Young Fathers receive abuse after portrait gallery comments
0 Prize-winning Young Fathers Alloysious Massaquoi, Kayus Bankole and Graham ‘G’ Hastings A Mercury Prize-winning band has experienced a racist backlash after complaining that British art galleries are full of images of privileged white people.
Young Fathers, who won the Mercury Prize in 2014, made the controversial remarks in a video commissioned by the national portrait galleries in Edinburgh and London. The Edinburgh-based trio – two of whose members are black – commented that the people in the portraits are “a long line of inbred spawn, soon to die out themselves”.
The band then suffered racist abuse online including comments on band member Alloysius Massaquoi’s Facebook page where he was told to “go back to your mudhutculture” and called an “antiwhite racist”.

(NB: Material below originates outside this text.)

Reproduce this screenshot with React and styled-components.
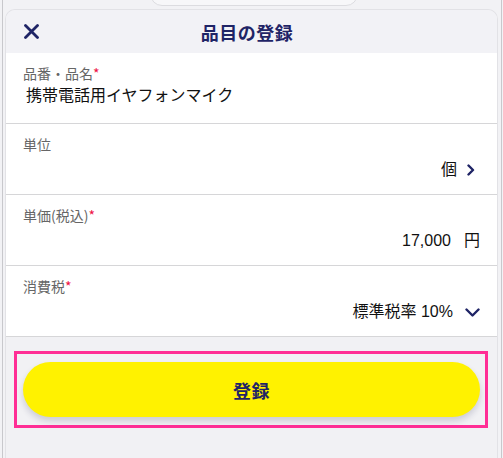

The video was removed, at the band’s request, from Youtube and the National Galleries of Scotland website on Tuesday but was posted again later.
The video was commissioned as part of an exhibition on the theme of male image, identity and appearance from the 16th century to the present day with a selection of portraits from the National Galleries of Scotland and the National Portrait Gallery, London.
Young Fathers rose to prominence in 2013-14 with their album Tape Two winning the Scottish Album of the Year award, and features band members Massaquoi, Kayus Bankole and Graham “G” Hastings.
The band’s video was commenting on the fact that gallery walls are overwhelmingly filled with portraits of rich, privileged ruling classes of the past.
Bankole is seen shadow boxing in the National Portrait Gallery in Edinburgh and mimicking the poses in the fine oil paintings. Massaquoi narrates the film saying: “They are signs of wealth, the insignia of status. They are a gravestone that a dog pisses against, shifting, cracked in clay.”
The four-minute film created a backlash from extremists who called it “anti-white” propaganda.
One commenter said “When a non-native person comes to your country and attacks your ancestors in such an insulting way, that sort of reaction is justified.”
Another post asked: “Why do you have a black man chimping out in a museum?”
The National Galleries Scotland and National Portrait Gallery London released a joint statement in which they said: “The views expressed by the band relate to issues around privilege and inequality and conventions of historic portraiture and its display.”